Outside the world of civil engineering, infrastructure is profoundly unsexy. Oh, sure, there are people who can work up an aesthetic appreciation of a really good bridge, or admire the robust geometry of the classic British electricity pylon, or even enthuse about the mud-caked technological sublime of a tunnel-boring machine… but infrastructure’s function is not a thrill in its own right. That wasn’t always the case, though. The first electric lighting systems, the bridges and tunnels and engines of the pioneering railways, the epic sewers concealed by Bazalgette’s Embankment on the Thames: they were wonders of their age, and changed the way life was lived wherever they appeared2.

But we grew accustomed to them, and now – at least here in the West – take them for granted. Indeed, we might nowadays define infrastructure as being that part of the built environment which is only ever noticed when it stops working. At all other times, it’s lurking in the background, humming away in the interstices, invisibly providing you with, as the stacktivist Jay Springett puts it, “the means to not die” – plus, depending on the nation-state in which you find yourself, providing the means to achieve a variety of tasks and/or move around the landscape.
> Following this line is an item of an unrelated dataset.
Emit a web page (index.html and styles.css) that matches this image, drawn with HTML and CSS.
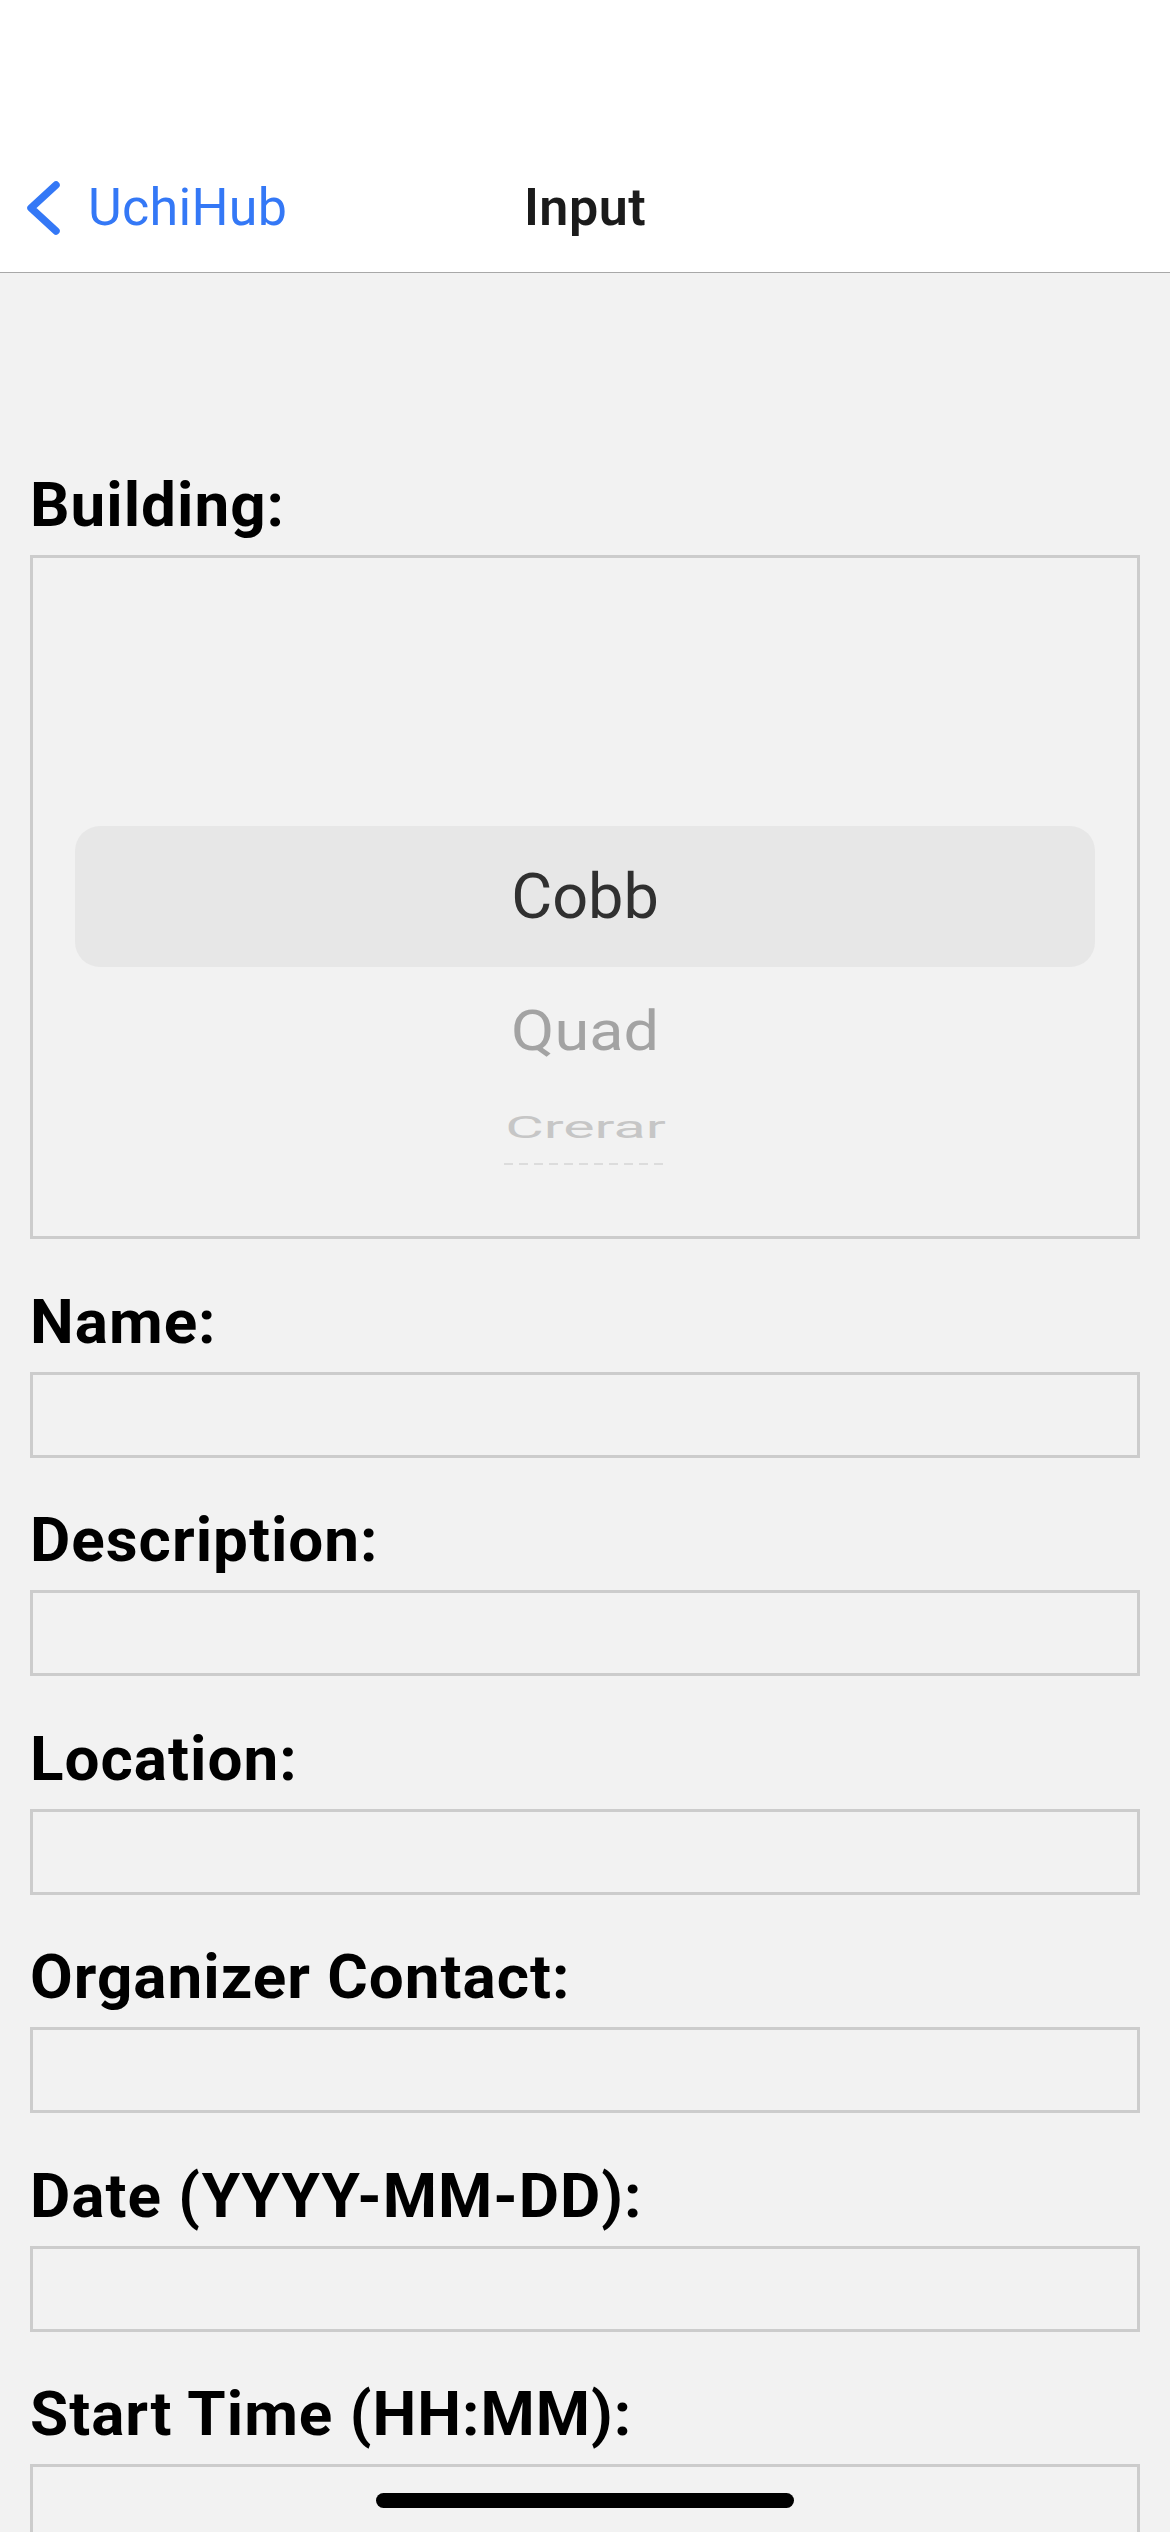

Even when you spend most of your working day thinking about infrastructure, it’s surprisingly hard to make the leap from the abstract to the actual – as illustrated by the number of times I’ve caught myself stood with my brow creased and my mouth full of toothpaste, thinking about ways to encourage more careful domestic water usage habits, while the tap pours a couple of litres per minute of meticulously and expensively treated water straight down the plughole.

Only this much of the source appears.